In reality, no one knows exactly what it was. It could have been his doing through the aforementioned intangibles, it could have been the doing of his teammates knowing that they had to step it up with a brand new quarterback under center. What we do know, factually, is that when Tebow went under center, the season turned around.
For all of his faults, Tim Tebow exceeded expectations last season. No one expected him to do well enough to lead his team to victory with his arm, with his feet or with his "intangibles." There isn't a person in the world that wouldn't have taken the bet: "I'll bet you $500 Tim Tebow can be the quarterback when the Broncos go from 1-4 to a post season win over the Steelers."
We can look back and pick apart the negatives or praise the positives but the reality lies in pieces of each. Tim Tebow was an average to below average quarterback last season statistically but played well in a system designed for where his specific skill set currently is.

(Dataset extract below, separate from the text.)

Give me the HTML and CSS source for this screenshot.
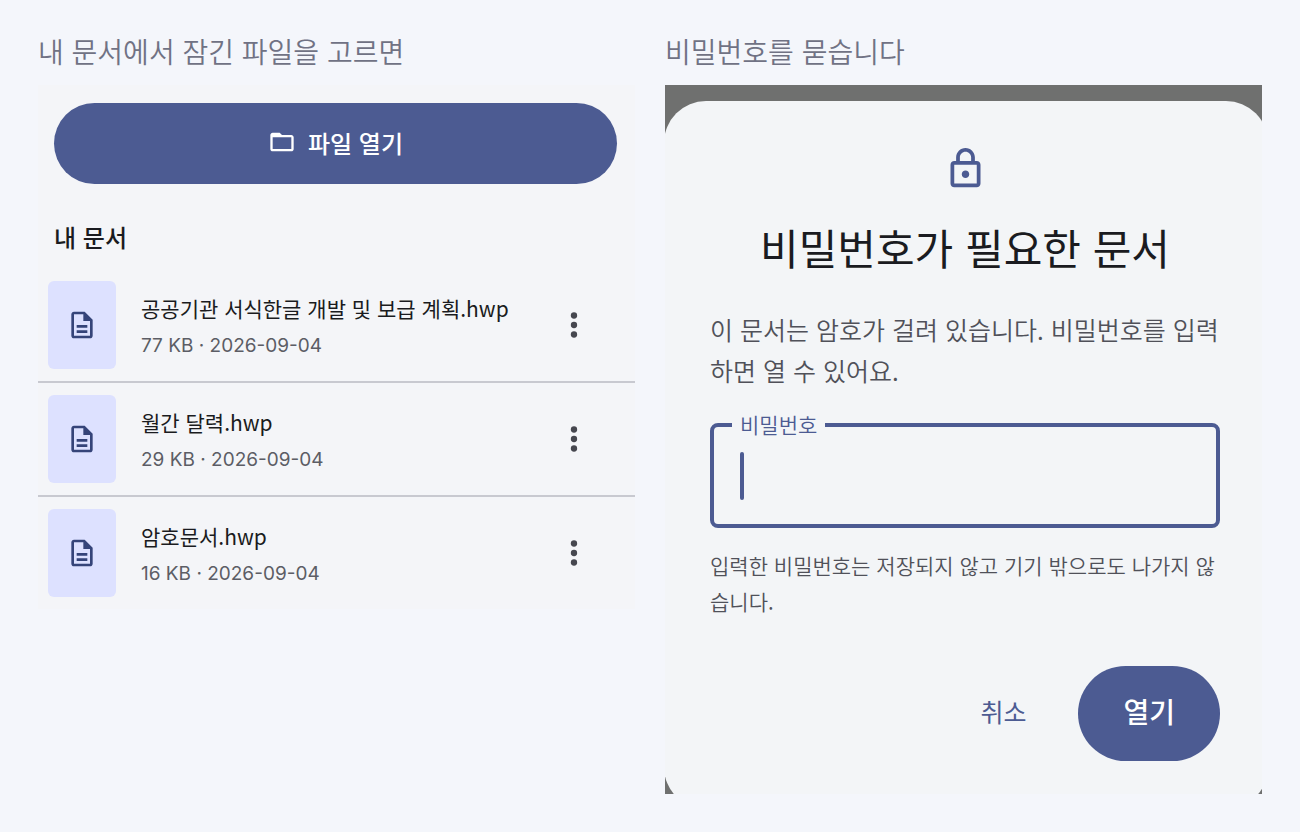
FILE: index.html
```html
<!DOCTYPE html>
<html lang="ko">
<head>
    <meta charset="UTF-8">
    <meta name="viewport" content="width=device-width, initial-scale=1.0">
    <title>잠긴 문서 열기</title>
    <link rel="stylesheet" href="styles.css">
</head>
<body>
    <!-- shared icons -->
    <svg class="sprite" aria-hidden="true">
        <symbol id="icon-doc" viewBox="0 0 24 24">
            <path d="M8 16h8v2H8zm0-4h8v2H8zm6-10H6c-1.1 0-2 .9-2 2v16c0 1.1.89 2 1.99 2H18c1.1 0 2-.9 2-2V8l-6-6zm4 18H6V4h7v5h5v11z"/>
        </symbol>
        <symbol id="icon-more" viewBox="0 0 24 24">
            <circle cx="12" cy="6" r="2"/>
            <circle cx="12" cy="12" r="2"/>
            <circle cx="12" cy="18" r="2"/>
        </symbol>
    </svg>

    <main class="board">
        <section class="step">
            <h2 class="caption">내 문서에서 잠긴 파일을 고르면</h2>
            <div class="files">
                <button class="open-btn" type="button">
                    <svg class="folder-icon" viewBox="0 0 24 24" aria-hidden="true">
                        <path d="M20 6h-8l-2-2H4c-1.1 0-1.99.9-1.99 2L2 18c0 1.1.9 2 2 2h16c1.1 0 2-.9 2-2V8c0-1.1-.9-2-2-2zm0 12H4V8h16v10z"/>
                    </svg>
                    파일 열기
                </button>

                <h3 class="files-title">내 문서</h3>
                <ul class="file-list">
                    <li class="file">
                        <span class="thumb"><svg><use href="#icon-doc"/></svg></span>
                        <div class="file-text">
                            <p class="file-name">공공기관 서식한글 개발 및 보급 계획.hwp</p>
                            <p class="file-meta">77 KB · 2026-09-04</p>
                        </div>
                        <button class="more-btn" type="button" aria-label="더보기"><svg><use href="#icon-more"/></svg></button>
                    </li>
                    <li class="file">
                        <span class="thumb"><svg><use href="#icon-doc"/></svg></span>
                        <div class="file-text">
                            <p class="file-name">월간 달력.hwp</p>
                            <p class="file-meta">29 KB · 2026-09-04</p>
                        </div>
                        <button class="more-btn" type="button" aria-label="더보기"><svg><use href="#icon-more"/></svg></button>
                    </li>
                    <li class="file">
                        <span class="thumb"><svg><use href="#icon-doc"/></svg></span>
                        <div class="file-text">
                            <p class="file-name">암호문서.hwp</p>
                            <p class="file-meta">16 KB · 2026-09-04</p>
                        </div>
                        <button class="more-btn" type="button" aria-label="더보기"><svg><use href="#icon-more"/></svg></button>
                    </li>
                </ul>
            </div>
        </section>

        <section class="step">
            <h2 class="caption">비밀번호를 묻습니다</h2>
            <div class="scrim">
                <form class="dialog">
                    <svg class="lock-icon" viewBox="0 0 24 24" aria-hidden="true">
                        <path d="M18 8h-1V6c0-2.76-2.24-5-5-5S7 3.24 7 6v2H6c-1.1 0-2 .9-2 2v10c0 1.1.9 2 2 2h12c1.1 0 2-.9 2-2V10c0-1.1-.9-2-2-2zM9 6c0-1.66 1.34-3 3-3s3 1.34 3 3v2H9V6zm9 14H6V10h12v10zm-6-3c1.1 0 2-.9 2-2s-.9-2-2-2-2 .9-2 2 .9 2 2 2z"/>
                    </svg>
                    <h3 class="dialog-title">비밀번호가 필요한 문서</h3>
                    <p class="dialog-text">이 문서는 암호가 걸려 있습니다. 비밀번호를 입력하면 열 수 있어요.</p>
                    <fieldset class="field">
                        <legend><label for="password">비밀번호</label></legend>
                        <input id="password" type="password" aria-describedby="hint">
                        <span class="caret"></span>
                    </fieldset>
                    <p class="hint" id="hint">입력한 비밀번호는 저장되지 않고 기기 밖으로도 나가지 않습니다.</p>
                    <div class="actions">
                        <button class="cancel-btn" type="button">취소</button>
                        <button class="confirm-btn" type="button">열기</button>
                    </div>
                </form>
            </div>
        </section>
    </main>
</body>
</html>
```
FILE: styles.css
```css
* {
    margin: 0;
    padding: 0;
    box-sizing: border-box;
}

body {
    font-family: 'Noto Sans CJK KR', sans-serif;
    background: #f4f6fb;
    color: #1a1b20;
}

button,
input {
    font-family: inherit;
    border: none;
    background: transparent;
}

button {
    cursor: pointer;
}

svg {
    fill: currentColor;
    flex-shrink: 0;
}

.sprite {
    display: none;
}

.board {
    display: grid;
    grid-template-columns: 1fr 1fr;
    gap: 30px;
    align-items: start;
    padding: 31px 38px;
}

.caption {
    margin-bottom: 14px;
    font-size: 28px;
    font-weight: 350;
    line-height: 40px;
    color: #707284;
}

/* file list */
.files {
    padding-top: 18px;
    background: #f4f5f8;
}

.open-btn {
    display: flex;
    align-items: center;
    justify-content: center;
    gap: 12px;
    width: calc(100% - 34px);
    height: 81px;
    margin: 0 18px 0 16px;
    padding-bottom: 3px;
    border-radius: 41px;
    background: #4c5b92;
    color: #fff;
    font-size: 24px;
    font-weight: 500;
}

.folder-icon {
    width: 28px;
    height: 28px;
}

.files-title {
    margin: 36px 16px 15px;
    font-size: 24px;
    font-weight: 500;
    line-height: 34px;
}

.file-list {
    list-style: none;
}

.file {
    display: flex;
    align-items: center;
    padding: 12px 42px 12px 10px;
}

.file + .file {
    border-top: 2px solid #c8c9d0;
}

.thumb {
    display: flex;
    align-items: center;
    justify-content: center;
    width: 68px;
    height: 88px;
    margin-right: 25px;
    border-radius: 6px;
    background: #dde1ff;
    color: #354479;
}

.thumb svg {
    width: 32px;
    height: 32px;
}

.file-text {
    flex: 1;
    padding-top: 4px;
}

.file-name {
    font-size: 21px;
    font-weight: 400;
    line-height: 38px;
}

.file-meta {
    font-family: Inter, 'Noto Sans CJK KR', sans-serif;
    font-size: 19px;
    line-height: 38px;
    color: #5c5d65;
}

.more-btn {
    display: flex;
    color: #46474f;
}

.more-btn svg {
    width: 38px;
    height: 38px;
}

/* password dialog */
.scrim {
    overflow: hidden;
    background: #6f706f;
}

/* the sheet runs a little past the scrim and gets clipped */
.dialog {
    display: flex;
    flex-direction: column;
    margin: 16px -6px -15px -1px;
    padding: 45px 48px 48px 46px;
    border-radius: 42px;
    background: #f3f5f7;
}

.lock-icon {
    align-self: center;
    width: 45px;
    height: 45px;
    color: #4c5b92;
}

.dialog-title {
    margin: 28px 0 34px;
    font-size: 42px;
    font-weight: 400;
    line-height: 56px;
    text-align: center;
}

.dialog-text {
    font-size: 25px;
    font-weight: 350;
    line-height: 41px;
    color: #505159;
}

.field {
    position: relative;
    margin: 17px 0 19px;
    padding: 0 26px;
    border: 4px solid #4c5b92;
    border-radius: 8px;
    color: #4c5b92;
}

.field legend {
    margin-left: -8px;
    padding: 0 8px 2px;
    font-size: 21px;
    font-weight: 350;
    line-height: 32px;
}

.field input {
    display: block;
    width: 100%;
    height: 82px;
    outline: none;
    font-size: 28px;
}

.caret {
    position: absolute;
    left: 26px;
    bottom: 24px;
    width: 4px;
    height: 48px;
    border-radius: 2px;
    background: #4c5b92;
}

.hint {
    font-size: 21px;
    font-weight: 350;
    line-height: 36px;
    color: #505159;
}

.actions {
    display: flex;
    justify-content: flex-end;
    gap: 24px;
    margin-top: 47px;
}

.cancel-btn {
    padding: 0 28px 6px;
    color: #4c5b92;
    font-size: 25px;
    font-weight: 400;
}

.confirm-btn {
    height: 95px;
    padding: 0 45px 6px;
    border-radius: 48px;
    background: #4c5b92;
    color: #fff;
    font-size: 28px;
    font-weight: 500;
}

@media (max-width: 900px) {
    .board {
        grid-template-columns: 1fr;
    }
}
```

Will he improve? Undoubtedly.
He has an outstanding work ethic and spent his time off from football this offseason working with a quarterback coach on his own dime. Will it be enough of an improvement for him to be a starting quarterback? Maybe, maybe not. Time will tell.
At first, his advocates said, "He's fantastic, all he does is win," and then rested on that comment during his wins without acknowledging his shortcomings. Then, all of his detractors said, "He can't win this game, he's a joke." When he was the QB for the winning team, they gave credit elsewhere without acknowledging their previous statements or his contributions.
Everyone can't be right, but no one is wrong. Both sides need to accept that Tim Tebow, thus far in his NFL career, cannot be defined in black and white, but in the gray area where he is a combination of the two separate but equally fallible convictions.